# Information provided

^^^^^^^^^^^^^^^^

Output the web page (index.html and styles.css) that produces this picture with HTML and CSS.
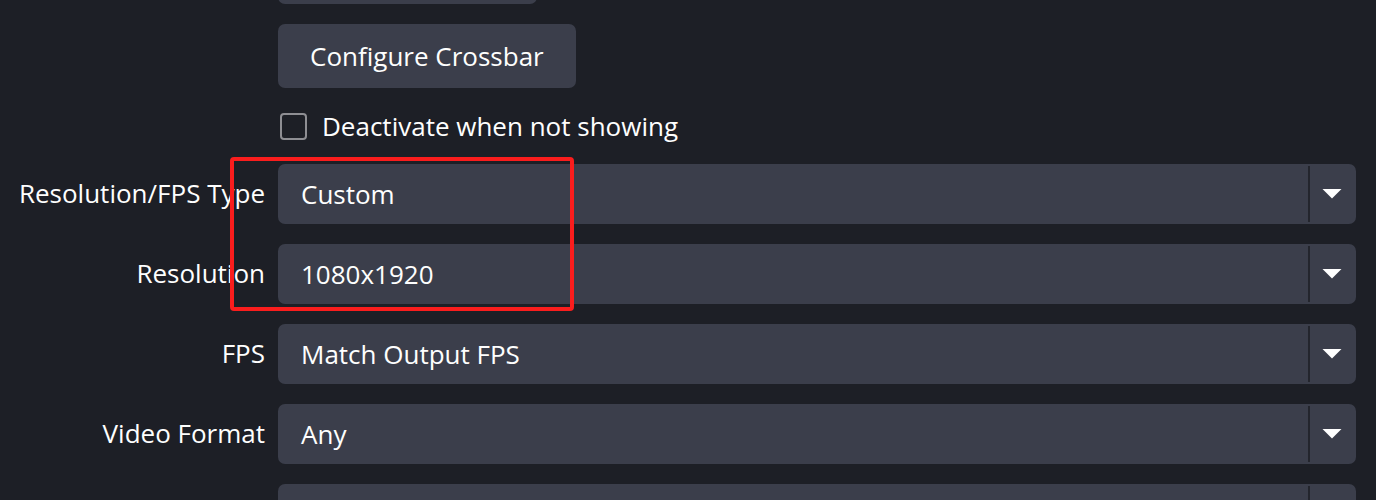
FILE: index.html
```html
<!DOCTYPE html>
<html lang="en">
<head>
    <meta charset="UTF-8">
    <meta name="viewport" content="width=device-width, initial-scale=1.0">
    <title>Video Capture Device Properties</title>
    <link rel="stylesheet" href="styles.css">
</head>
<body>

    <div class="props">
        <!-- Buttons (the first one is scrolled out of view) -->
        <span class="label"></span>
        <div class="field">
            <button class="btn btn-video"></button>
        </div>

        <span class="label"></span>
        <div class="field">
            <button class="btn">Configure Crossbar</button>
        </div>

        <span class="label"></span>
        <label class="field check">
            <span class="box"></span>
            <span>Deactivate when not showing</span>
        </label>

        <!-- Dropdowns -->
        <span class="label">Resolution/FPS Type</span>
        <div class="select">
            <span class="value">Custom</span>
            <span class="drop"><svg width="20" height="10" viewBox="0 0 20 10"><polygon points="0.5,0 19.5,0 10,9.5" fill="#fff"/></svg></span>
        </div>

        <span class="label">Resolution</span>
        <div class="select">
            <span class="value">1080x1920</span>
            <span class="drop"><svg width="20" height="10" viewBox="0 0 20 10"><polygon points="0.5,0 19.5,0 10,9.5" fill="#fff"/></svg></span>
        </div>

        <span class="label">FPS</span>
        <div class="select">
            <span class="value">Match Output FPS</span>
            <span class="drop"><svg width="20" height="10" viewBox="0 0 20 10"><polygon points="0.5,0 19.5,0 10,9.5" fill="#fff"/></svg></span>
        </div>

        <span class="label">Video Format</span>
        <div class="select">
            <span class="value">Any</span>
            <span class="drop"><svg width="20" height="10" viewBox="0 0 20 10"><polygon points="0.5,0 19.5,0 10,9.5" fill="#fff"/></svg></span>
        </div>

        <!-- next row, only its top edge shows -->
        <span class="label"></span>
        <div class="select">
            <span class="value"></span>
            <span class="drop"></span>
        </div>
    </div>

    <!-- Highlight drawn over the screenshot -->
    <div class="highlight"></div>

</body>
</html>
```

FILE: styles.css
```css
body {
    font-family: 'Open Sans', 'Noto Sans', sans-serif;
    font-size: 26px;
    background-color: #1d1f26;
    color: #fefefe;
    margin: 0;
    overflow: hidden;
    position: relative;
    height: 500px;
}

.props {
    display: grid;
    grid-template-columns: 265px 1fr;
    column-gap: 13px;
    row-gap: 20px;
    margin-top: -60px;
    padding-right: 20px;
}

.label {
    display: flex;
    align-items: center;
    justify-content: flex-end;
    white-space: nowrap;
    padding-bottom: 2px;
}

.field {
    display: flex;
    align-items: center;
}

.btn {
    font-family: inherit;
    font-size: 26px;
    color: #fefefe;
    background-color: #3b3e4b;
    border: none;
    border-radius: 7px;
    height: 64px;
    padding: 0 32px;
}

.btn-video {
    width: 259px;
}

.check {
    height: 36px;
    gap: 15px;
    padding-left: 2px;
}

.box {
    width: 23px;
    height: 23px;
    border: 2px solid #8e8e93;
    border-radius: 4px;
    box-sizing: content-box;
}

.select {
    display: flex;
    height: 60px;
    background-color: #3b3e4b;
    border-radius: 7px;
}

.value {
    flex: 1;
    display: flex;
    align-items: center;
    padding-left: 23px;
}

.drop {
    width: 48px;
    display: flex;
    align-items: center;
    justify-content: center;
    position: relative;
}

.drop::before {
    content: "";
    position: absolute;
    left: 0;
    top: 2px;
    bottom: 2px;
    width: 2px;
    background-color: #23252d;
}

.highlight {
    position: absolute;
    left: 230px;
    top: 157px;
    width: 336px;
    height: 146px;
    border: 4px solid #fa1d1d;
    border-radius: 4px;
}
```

^^^^^^^^^^^^^^^^

# Task requirements
Without including any pictures, print all of the material exactly as given.

# Reply
Output the web page (index.html and styles.css) that produces this picture with HTML and CSS.
FILE: index.html
```html
<!DOCTYPE html>
<html lang="en">
<head>
    <meta charset="UTF-8">
    <meta name="viewport" content="width=device-width, initial-scale=1.0">
    <title>Video Capture Device Properties</title>
    <link rel="stylesheet" href="styles.css">
</head>
<body>

    <div class="props">
        <!-- Buttons (the first one is scrolled out of view) -->
        <span class="label"></span>
        <div class="field">
            <button class="btn btn-video"></button>
        </div>

        <span class="label"></span>
        <div class="field">
            <button class="btn">Configure Crossbar</button>
        </div>

        <span class="label"></span>
        <label class="field check">
            <span class="box"></span>
            <span>Deactivate when not showing</span>
        </label>

        <!-- Dropdowns -->
        <span class="label">Resolution/FPS Type</span>
        <div class="select">
            <span class="value">Custom</span>
            <span class="drop"><svg width="20" height="10" viewBox="0 0 20 10"><polygon points="0.5,0 19.5,0 10,9.5" fill="#fff"/></svg></span>
        </div>

        <span class="label">Resolution</span>
        <div class="select">
            <span class="value">1080x1920</span>
            <span class="drop"><svg width="20" height="10" viewBox="0 0 20 10"><polygon points="0.5,0 19.5,0 10,9.5" fill="#fff"/></svg></span>
        </div>

        <span class="label">FPS</span>
        <div class="select">
            <span class="value">Match Output FPS</span>
            <span class="drop"><svg width="20" height="10" viewBox="0 0 20 10"><polygon points="0.5,0 19.5,0 10,9.5" fill="#fff"/></svg></span>
        </div>

        <span class="label">Video Format</span>
        <div class="select">
            <span class="value">Any</span>
            <span class="drop"><svg width="20" height="10" viewBox="0 0 20 10"><polygon points="0.5,0 19.5,0 10,9.5" fill="#fff"/></svg></span>
        </div>

        <!-- next row, only its top edge shows -->
        <span class="label"></span>
        <div class="select">
            <span class="value"></span>
            <span class="drop"></span>
        </div>
    </div>

    <!-- Highlight drawn over the screenshot -->
    <div class="highlight"></div>

</body>
</html>
```

FILE: styles.css
```css
body {
    font-family: 'Open Sans', 'Noto Sans', sans-serif;
    font-size: 26px;
    background-color: #1d1f26;
    color: #fefefe;
    margin: 0;
    overflow: hidden;
    position: relative;
    height: 500px;
}

.props {
    display: grid;
    grid-template-columns: 265px 1fr;
    column-gap: 13px;
    row-gap: 20px;
    margin-top: -60px;
    padding-right: 20px;
}

.label {
    display: flex;
    align-items: center;
    justify-content: flex-end;
    white-space: nowrap;
    padding-bottom: 2px;
}

.field {
    display: flex;
    align-items: center;
}

.btn {
    font-family: inherit;
    font-size: 26px;
    color: #fefefe;
    background-color: #3b3e4b;
    border: none;
    border-radius: 7px;
    height: 64px;
    padding: 0 32px;
}

.btn-video {
    width: 259px;
}

.check {
    height: 36px;
    gap: 15px;
    padding-left: 2px;
}

.box {
    width: 23px;
    height: 23px;
    border: 2px solid #8e8e93;
    border-radius: 4px;
    box-sizing: content-box;
}

.select {
    display: flex;
    height: 60px;
    background-color: #3b3e4b;
    border-radius: 7px;
}

.value {
    flex: 1;
    display: flex;
    align-items: center;
    padding-left: 23px;
}

.drop {
    width: 48px;
    display: flex;
    align-items: center;
    justify-content: center;
    position: relative;
}

.drop::before {
    content: "";
    position: absolute;
    left: 0;
    top: 2px;
    bottom: 2px;
    width: 2px;
    background-color: #23252d;
}

.highlight {
    position: absolute;
    left: 230px;
    top: 157px;
    width: 336px;
    height: 146px;
    border: 4px solid #fa1d1d;
    border-radius: 4px;
}
```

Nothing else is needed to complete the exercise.